A resident of Lincoln Park, Gloor said he sits in the same traffic as the crowd does while trying to get across the river to get to the Kennedy Expressway to cheer on his son at lacrosse games in the suburbs.
The plan would also extend Dominick Street to create a new thoroughfare within Lincoln Yards, and build a bridge on Armitage to get over the river. Currently there are just two bridges — Cortland and Webster— for residents to get over the River and both can get very congested during rush hours.
Dan Meyer, a Wicker Park resident, said he liked what he saw in the presentation.
“I’ve lived in the area for 20 years and that area needs something.
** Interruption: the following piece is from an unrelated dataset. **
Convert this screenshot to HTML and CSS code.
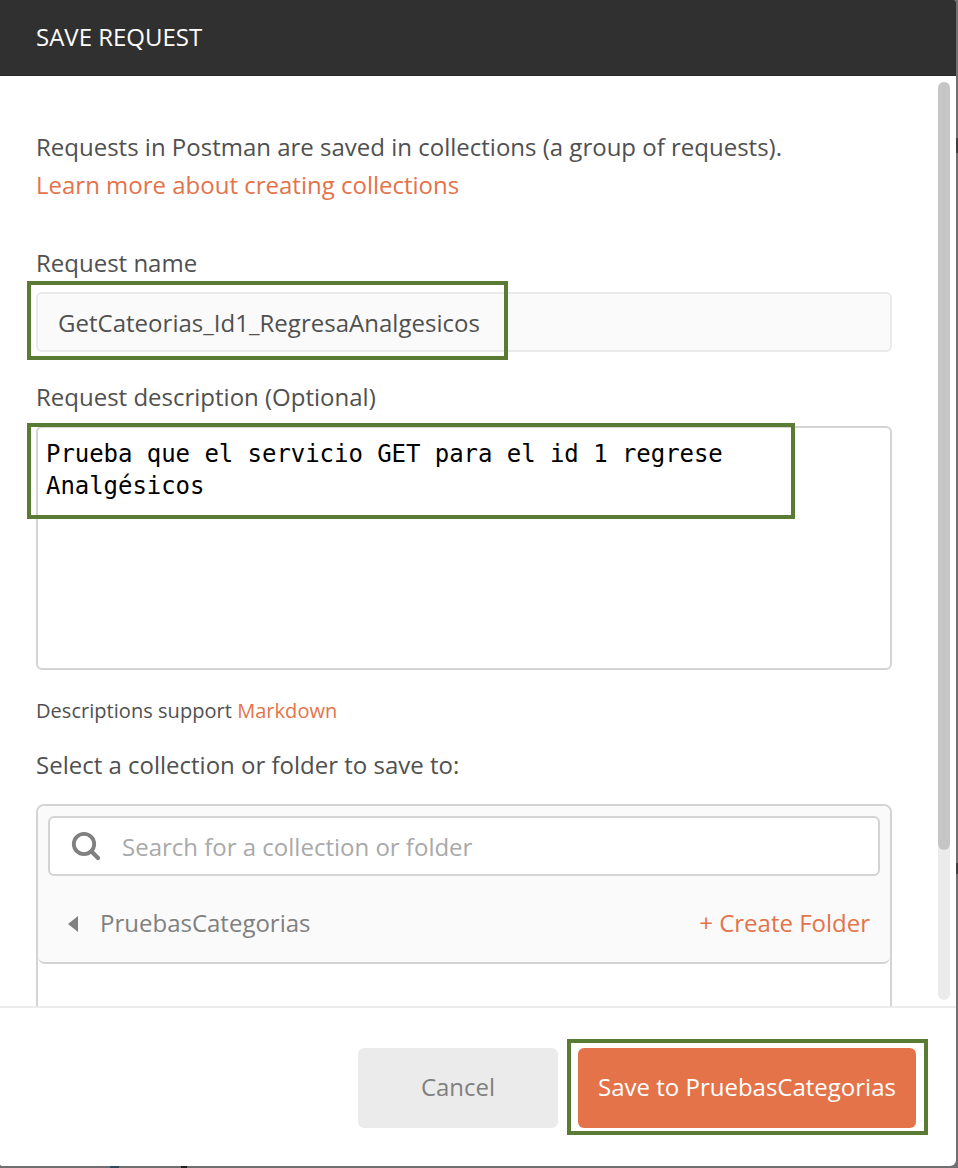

If not this, than what? We all drive through there, I take the train in and out, I’ve got young kids. We were at the Trader Joe’s on Clybourn and can just see the smoke coming out of General Iron, and it’s just bizarre. I don’t work in real estate or understand the zoning but it’s exciting to think about what it could be and see a vision,” Meyer said.
Cabonargi said Lincoln Yards would connect Lincoln Park and Bucktown, which are divided by an intersecting highway, train lines and an industrial corridor.
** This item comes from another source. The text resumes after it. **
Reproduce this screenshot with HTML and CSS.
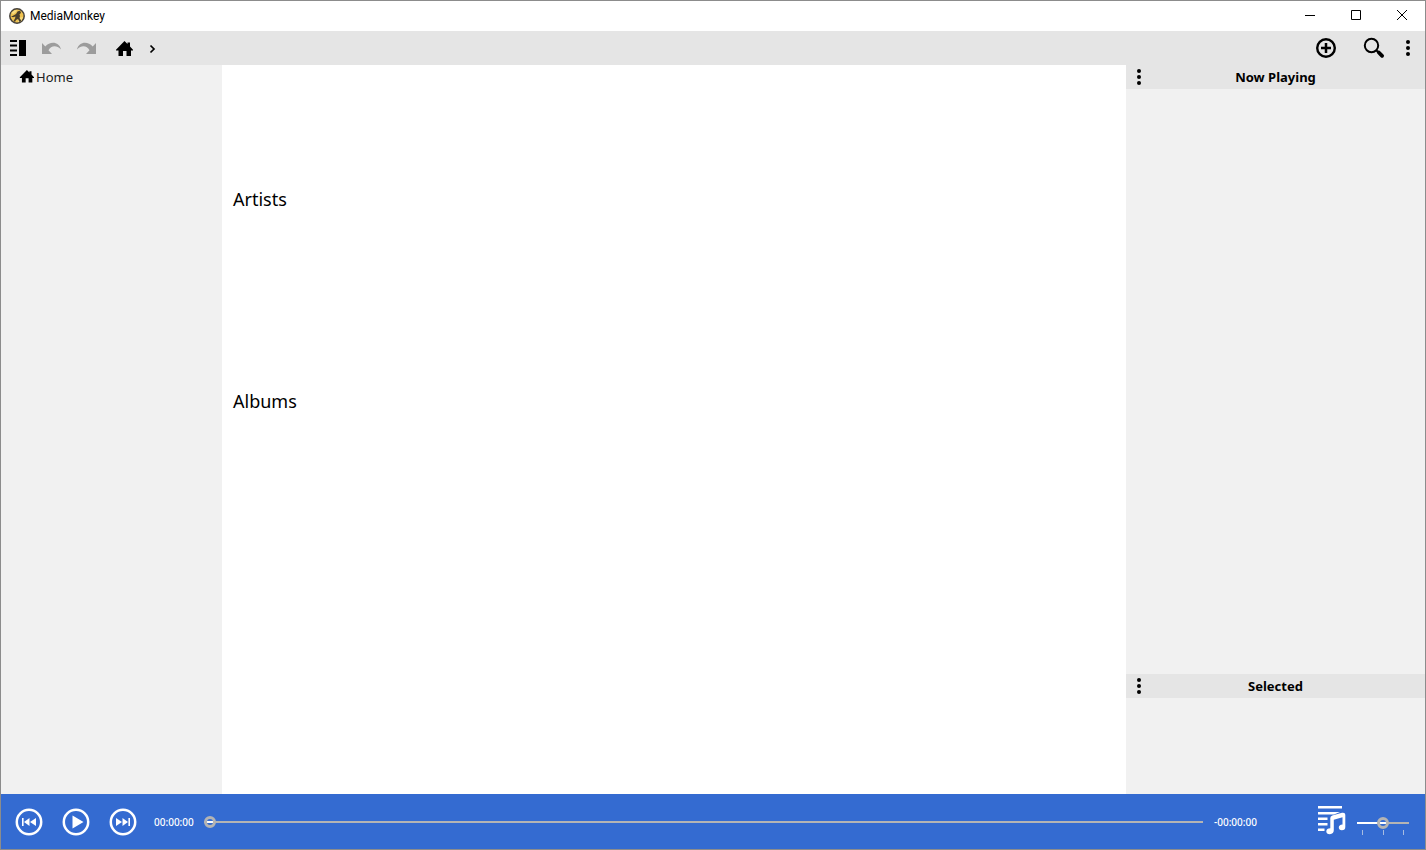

Lincoln Yards would create 23,000 on-site jobs and another 2,500 construction jobs per year during the development’s first decade.
Bridget Montgomery, a Logan Square resident, was observed speaking with consultant Jeff Philips in a breakout area dedicated to talking about open spaces and public benefit in Lincoln Yards.
“They’ve painted a flashy picture, its a pretty dense development. It’s 13 acres of public space that they’re talking about combined with a 20,000 seat stadium and a 70-story building, so the 13 acres, I don’t know if it’s going as far as they say. They need to give back more. At the end of the day they’re still a developer and they still need to be monitored and go through the community process,” Montgomery said.